Let $f:X\to \mathbb P^1_{\mathbb C}$ be a non-constant (i.e. surjective) morphism (of $\mathbb C$-varieties/schemes) from a smooth complex projective curve to the projective line. The degree of the morphism $f$ is defined "abstractly'' as the degree of the extension between the function fields: $$d=deg(f):=[\mathbb C (X): \mathbb C(\mathbb P^1)]=[\mathbb C (X): \mathbb C(t)]$$
Now lets embed $X$ is some $\mathbb P^N$ and try to "get our hands dirty'' with the morphism $f$. By looking in local coordinates and in a classical pre-Grothendieck setting one can see that $f$ is given by the datum of $2$-uples of homogeneous polynomials in $N$ variables and of the same degree: $$f\sim\{F_{0k},F_{1k}\}_k$$ satisfying certain (boring) glueing conditions.
I was wondering if the degree $d$ of the morphism $f$ is equal to the degree of the polinomials $F_{ij}$. Is it true?
I'm guided by the following example: $$\mathbb P^1\to\mathbb P^1$$ $$[1:t]\mapsto [1:t^n]$$ $$\infty\mapsto\infty$$ gives a morphism of degree $n$.

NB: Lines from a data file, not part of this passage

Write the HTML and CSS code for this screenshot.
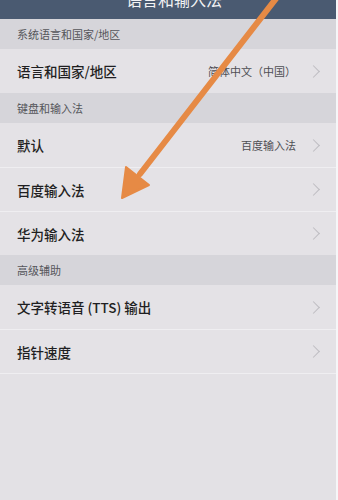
FILE: index.html
```html
<!DOCTYPE html>
<html lang="zh">
<head>
<meta charset="utf-8">
<link rel="stylesheet" href="styles.css">
</head>
<body>
<div class="page">
  <header class="topbar"><div class="title">语言和输入法</div></header>
  <div class="section">系统语言和国家/地区</div>
  <div class="row first"><span class="label">语言和国家/地区</span><span class="value">简体中文（中国）</span><span class="chev"></span></div>
  <div class="section">键盘和输入法</div>
  <div class="row first"><span class="label">默认</span><span class="value">百度输入法</span><span class="chev"></span></div>
  <div class="row"><span class="label">百度输入法</span><span class="chev"></span></div>
  <div class="row"><span class="label">华为输入法</span><span class="chev"></span></div>
  <div class="section">高级辅助</div>
  <div class="row first"><span class="label">文字转语音 (TTS) 输出</span><span class="chev"></span></div>
  <div class="row last"><span class="label">指针速度</span><span class="chev"></span></div>
  <svg class="arrow" width="338" height="500" viewBox="0 0 338 500">
    <line x1="278" y1="-4" x2="140" y2="174" stroke="#e68a45" stroke-width="6" stroke-linecap="round"/>
    <polygon points="122,198 126,167 149,185" fill="#e68a45" stroke="#e68a45" stroke-width="2" stroke-linejoin="round"/>
  </svg>
</div>
</body>
</html>
```
FILE: styles.css
```css
html, body {
  margin: 0;
  padding: 0;
  background: #f6f6f8;
}
body {
  font-family: "Noto Sans CJK SC", "Noto Sans", sans-serif;
}
.page {
  position: relative;
  width: 336px;
  height: 500px;
  background: #e3e1e5;
  overflow: hidden;
}
.topbar {
  height: 19px;
  background: #4a5a71;
  overflow: hidden;
  display: flex;
  justify-content: center;
}
.title {
  color: #f2f2f4;
  font-size: 16px;
  line-height: 20px;
  margin-top: -11px;
  padding-left: 12px;
}
.section {
  height: 30px;
  background: #d6d5da;
  color: #55555a;
  font-size: 11px;
  line-height: 30px;
  padding-left: 17px;
}
.row {
  height: 44px;
  display: flex;
  align-items: center;
  padding-left: 17px;
  padding-right: 16px;
  background: #e4e2e6;
  border-top: 1px solid #efeef1;
  box-sizing: border-box;
}
.row.first {
  border-top: none;
}
.row.last {
  border-bottom: 1px solid #efeef1;
  height: 45px;
}
.label {
  flex: 1;
  font-size: 13.5px;
  font-weight: 500;
  color: #1f1f22;
}
.value {
  font-size: 11px;
  color: #4f4f54;
  margin-right: 13px;
}
.chev {
  width: 8px;
  height: 8px;
  border-top: 1px solid #bdbcc1;
  border-right: 1px solid #bdbcc1;
  transform: rotate(45deg);
  margin-right: 2px;
}
.arrow {
  position: absolute;
  left: 0;
  top: 0;
}
```
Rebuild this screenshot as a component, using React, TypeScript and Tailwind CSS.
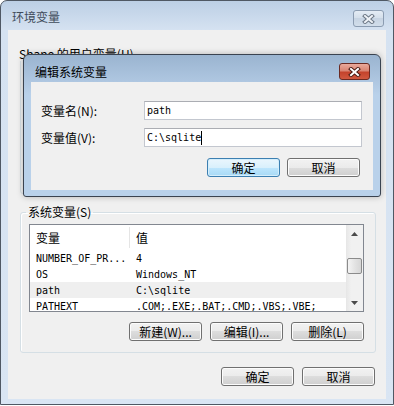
import React from 'react';

function XGlyph({ outline, fill }: { outline: string; fill: string }) {
  return (
    <svg width="13" height="10" viewBox="0 0 13 10">
      <path d="M3 2 L10 8 M10 2 L3 8" stroke={outline} strokeWidth="4" strokeLinecap="square" fill="none" />
      <path d="M3 2 L10 8 M10 2 L3 8" stroke={fill} strokeWidth="2" strokeLinecap="square" fill="none" />
    </svg>
  );
}

function Arrow({ up }: { up?: boolean }) {
  return (
    <svg width="7" height="4" viewBox="0 0 7 4">
      <path d={up ? 'M3.5 0 L7 4 L0 4 Z' : 'M0 0 L7 0 L3.5 4 Z'} fill="#4a4a4a" />
    </svg>
  );
}

function Btn({ children, primary }: { children: React.ReactNode; primary?: boolean }) {
  return (
    <div
      className={
        primary
          ? 'flex h-[19px] w-[73px] items-center justify-center rounded-[3px] border border-[#3c7fb1] bg-[linear-gradient(to_bottom,#eaf6fd_0%,#d9f0fc_50%,#bee6fd_50%,#a7d9f5_100%)] text-[12px] leading-none shadow-[inset_0_0_0_1px_#d4eefc]'
          : 'flex h-[19px] w-[73px] items-center justify-center rounded-[3px] border border-[#707070] bg-[linear-gradient(to_bottom,#f2f2f2_0%,#ebebeb_50%,#dddddd_50%,#cfcfcf_100%)] text-[12px] leading-none shadow-[inset_0_0_0_1px_#fcfcfc]'
      }
    >
      {children}
    </div>
  );
}

const rows = [
  { name: 'NUMBER_OF_PR...', value: '4' },
  { name: 'OS', value: 'Windows_NT' },
  { name: 'path', value: 'C:\\sqlite', hot: true },
  { name: 'PATHEXT', value: '.COM;.EXE;.BAT;.CMD;.VBS;.VBE;' },
];

function EditDialog() {
  return (
    <div className="absolute left-[23px] top-[54px] flex h-[143px] w-[358px] flex-col rounded-t-[6px] rounded-b-[3px] border border-[#3a4350] bg-[linear-gradient(to_bottom,#9ab4d0_0px,#afc7e1_27px,#b9d1ea_40px,#b9d1ea_100%)] shadow-[0_0_6px_rgba(0,0,0,0.25)]">
      <div className="flex h-[27px] shrink-0 items-start justify-between">
        <span className="ml-[11px] mt-[10px] leading-[14px]">编辑系统变量</span>
        <div className="mr-[10px] mt-[8px] flex h-[17px] w-[31px] items-center justify-center rounded-[3px] border border-[#6b2a22] bg-[linear-gradient(to_bottom,#e9a99b_0%,#d98472_45%,#c4432c_55%,#d0583f_100%)]">
          <XGlyph outline="#4a1a12" fill="#ffffff" />
        </div>
      </div>
      <div className="mx-[7px] flex h-[108px] flex-col bg-[#f0f0f0] px-[10px] pt-[19px]">
        <div className="flex h-[19px] items-center">
          <span className="w-[103px] leading-[14px]">变量名(N):</span>
          <div className="flex h-[19px] w-[218px] items-center border border-[#c3c7cf] border-t-[#abadb3] bg-white pl-[2px] [font-family:'DejaVu_Sans_Mono',monospace] text-[10px]">
            path
          </div>
        </div>
        <div className="mt-[8px] flex h-[19px] items-center">
          <span className="w-[103px] leading-[14px]">变量值(V):</span>
          <div className="flex h-[19px] w-[218px] items-center border border-[#c3c7cf] border-t-[#abadb3] bg-white pl-[2px] [font-family:'DejaVu_Sans_Mono',monospace] text-[10px]">
            {'C:\\sqlite'}
            <span className="h-[14px] w-px bg-black" />
          </div>
        </div>
        <div className="mt-[11px] flex justify-end gap-[7px] pr-[3px]">
          <Btn primary>确定</Btn>
          <Btn>取消</Btn>
        </div>
      </div>
    </div>
  );
}

export default function App() {
  return (
    <div className="relative h-[406px] w-[394px] overflow-hidden bg-white text-[12px] text-black [font-family:'Noto_Sans_CJK_SC',sans-serif]">
      <div className="flex h-[405px] w-[394px] flex-col rounded-t-[7px] border border-[#4f5864] bg-[linear-gradient(to_bottom,#bccfe5_0px,#d5e2f1_29px,#d9e5f3_100%)]">
        <div className="flex h-[29px] shrink-0 items-start justify-between">
          <span className="ml-[11px] mt-[9px] leading-[14px] text-[#3f4b5a]">环境变量</span>
          <div className="mr-[9px] mt-[9px] flex h-[17px] w-[31px] items-center justify-center rounded-[3px] border border-[#8b9cb1] bg-[linear-gradient(to_bottom,#e4ecf5_0%,#d3deea_50%,#c7d4e3_50%,#d2deeb_100%)]">
            <XGlyph outline="#6b7785" fill="#eef2f7" />
          </div>
        </div>

        <div className="mx-[7px] flex h-[369px] flex-col bg-[#f0f0f0]">
          {/* 用户变量 (mostly hidden under the dialog) */}
          <fieldset className="ml-[12px] mt-[17px] h-[147px] w-[356px] min-w-0 rounded-[3px] border border-[#d5dfe5]">
            <legend className="-ml-[4px] px-[2px] leading-[14px]">Shane 的用户变量(U)</legend>
          </fieldset>

          {/* 系统变量 */}
          <fieldset className="ml-[12px] mt-[11px] w-[356px] min-w-0 rounded-[3px] border border-[#d5dfe5] pb-[11px] pl-[8px] pr-[11px] shadow-[inset_1px_1px_0_#ffffff]">
            <legend className="-ml-[3px] px-[2px] leading-[14px]">系统变量(S)</legend>
            <div className="mt-[5px] flex h-[88px] w-[335px] overflow-hidden border border-[#828790] bg-white">
              <div className="flex w-[316px] flex-col overflow-hidden">
                <div className="flex h-[23px] shrink-0 items-center pt-[2px]">
                  <div className="flex h-full w-[100px] items-center border-r border-[#e5e5e5] pl-[6px] leading-[14px]">变量</div>
                  <div className="pl-[6px] leading-[14px]">值</div>
                </div>
                <div className="pt-[2px] [font-family:'DejaVu_Sans_Mono',monospace] text-[10px]">
                  {rows.map((r) => (
                    <div key={r.name} className={r.hot ? 'flex h-[16px] items-center bg-[#efefef]' : 'flex h-[16px] items-center'}>
                      <div className="w-[100px] shrink-0 whitespace-nowrap pl-[6px]">{r.name}</div>
                      <div className="whitespace-nowrap pl-[6px]">{r.value}</div>
                    </div>
                  ))}
                </div>
              </div>
              <div className="flex w-[17px] shrink-0 flex-col bg-[linear-gradient(to_right,#e6e6e6,#f1f1f1_30%,#f1f1f1)]">
                <div className="flex h-[17px] items-center justify-center">
                  <Arrow up />
                </div>
                <div className="h-[16px]" />
                <div className="mx-[1px] h-[16px] rounded-[2px] border border-[#8b8b8b] bg-[linear-gradient(to_right,#f4f4f4,#e2e2e2_55%,#d6d6d6)]" />
                <div className="flex-1" />
                <div className="flex h-[17px] items-center justify-center">
                  <Arrow />
                </div>
              </div>
            </div>
            <div className="mt-[10px] flex justify-end gap-[8px]">
              <Btn>新建(W)...</Btn>
              <Btn>编辑(I)...</Btn>
              <Btn>删除(L)</Btn>
            </div>
          </fieldset>

          <div className="mt-[14px] flex justify-end gap-[8px] pr-[11px]">
            <Btn>确定</Btn>
            <Btn>取消</Btn>
          </div>
        </div>
      </div>
      <EditDialog />
    </div>
  );
}
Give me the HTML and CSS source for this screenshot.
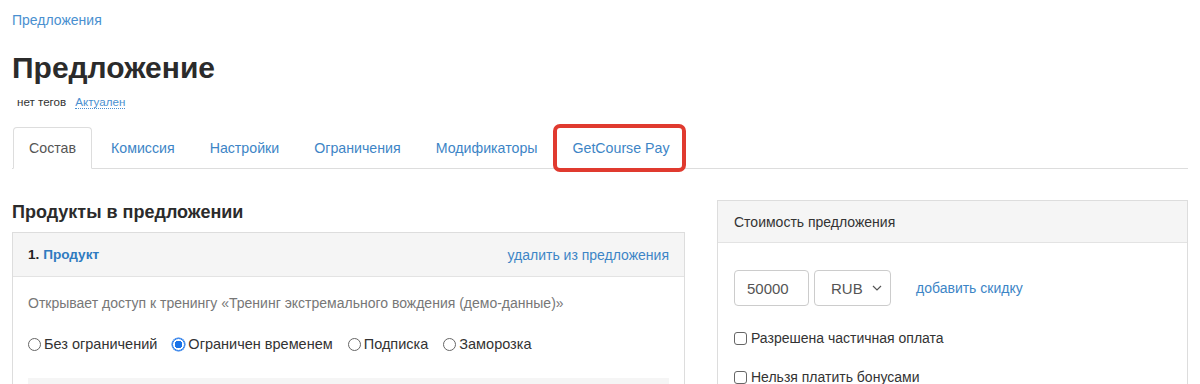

I think the simplest counterexample is if you take $C$ to be the standard twisted cubic, viz. the image of the closed embedding $f\colon\mathbb{P}^1\to\mathbb{P}^3$ given by $[U:V] \mapsto [U^3:U^2V:UV^2:V^3]$ (if we call $[T:X:Y:Z]$ the coordinates on $\mathbb{P}^3$, it has equations $TY=X^2$, $XZ=Y^2$, $TZ=XY$, but no matter). This morphism is an isomorphism onto its image as is easy to see (e.g., its inverse $g_1\colon C\to\mathbb{P}^1$ is $[T:X:Y:Z]\mapsto[T:X]=[X:Y]=[Y:Z]$), but the morphism $g_2\colon [T:X:Y:Z]\mapsto[T:Y]=[X:Z]$ and the morphism $g_3\colon [T:X:Y:Z]\mapsto[T:Z]$ are of degrees respectively $2$ and $3$ as can be seen by composing on the right by $f$. In fact, $g_1,g_2,g_3$ are given by polynomials of the same degree, but the morphisms in question have three different degrees.